Day 5 commences…

This morning our first job was to re-imagine a fairy tale from the perspective of a different character. We were assigned our tale and broken into groups. We had a chance to discuss things, then we headed off to different corners to write our tales.

This is mine:

As a young child, she was abandoned with her twin sister. Her family believed that twins bring bad luck, so they were left deep in the forest.

Her twin was not strong, she never had been. She must have taken space and food from her twin while in her mother’s womb. She has always felt deeply regretful of her greediness, even though there is no other way she could have grown herself.

They were taken in the darkness, carried -still sleeping – by their father. He lay them on a soft bed of dried leaves, placed a small necklace around her throat, kissed their foreheads, and left them.

That first morning, they woke with the birds and a rumbling in their bellies, sunlight dappled on the ground.

She left her smaller sister there, wrapped in blankets, and found edible mushrooms and some berries to eat.

Each day, they ate mushrooms and berries. When the blanket frayed, she made a snare to catch small mice, squirrels and rabbits. She used the necklace her father left her – has a small lens – to light fires to cook.

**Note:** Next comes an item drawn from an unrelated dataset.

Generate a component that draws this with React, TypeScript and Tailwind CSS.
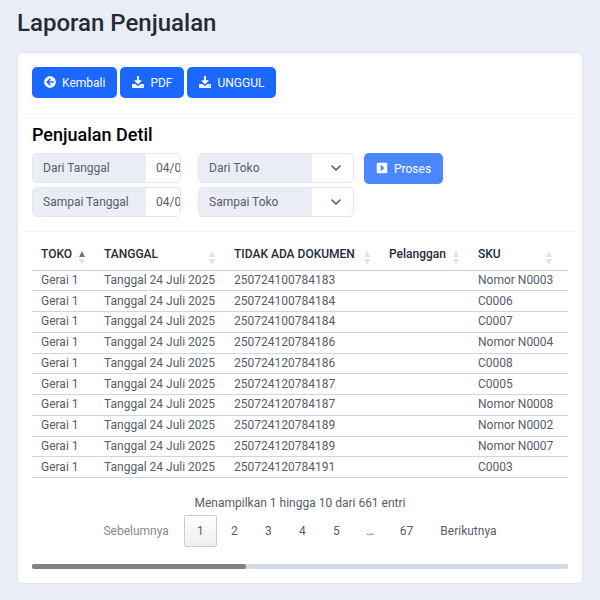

In this way, they lived for a long time (to a child) moving ever deeper into the forest as they used all the mushrooms and berries of each area.

One day, snowflakes begin to fall. Food became scarcer and scarcer. The birds and mice, the rabbits and voles have all found their winter nests to sleep. From time to time she found caches of nuts left by the clever squirrels, but it was not enough and her sister became ill.

Eventually, her sister could eat, not even the thin tea made from rainwater and fir needles.

 

Her sister died.

 

She was completely alone.

That winter was a desperate time, every morning she wondered why her eyes opened, why her heart continued to beat.

Somehow, she found herself waking one morning to the sound of rain, to the snow softening. In time the birds came back. By this time, she was deep, deep in the forest. Further than anyone had ever gone.

Through the years, she would track back to civilization, only in the dead of night, and steal what she needed: a cooking pot, a small brazier. Slowly, her home took shape.

As soon as she could, she began to bake the sweets of childhood memory. The taste of them would take her back, back to a time when her family was alive, back to a time when she was safe and cared for. Through the years she grew into a beautiful woman.

People in the villages told stories about a ghost, a witch, that lived in the wood and would steal trinkets and cloth. As she grew older, the tales of her grew more elaborate.

In this way, she became legendary, feared. The parents of the towns would warn their children against the deep wood, lest she eat them.

She baked abundantly and often. She surrounded herself in the sweetness of her early childhood, when all was right in the world. In her ever growing, ever sweeter house, she grew very old.

One day, two children happened on her doorstep, hungry and cold. She recognized the furtive expressions, the ragged clothing, and felt she was looking at herself.

When she realized that they were stealing bites from her gate, she invited them in. Their names were Hansel and Gretel.

She knew they would stay with her forever.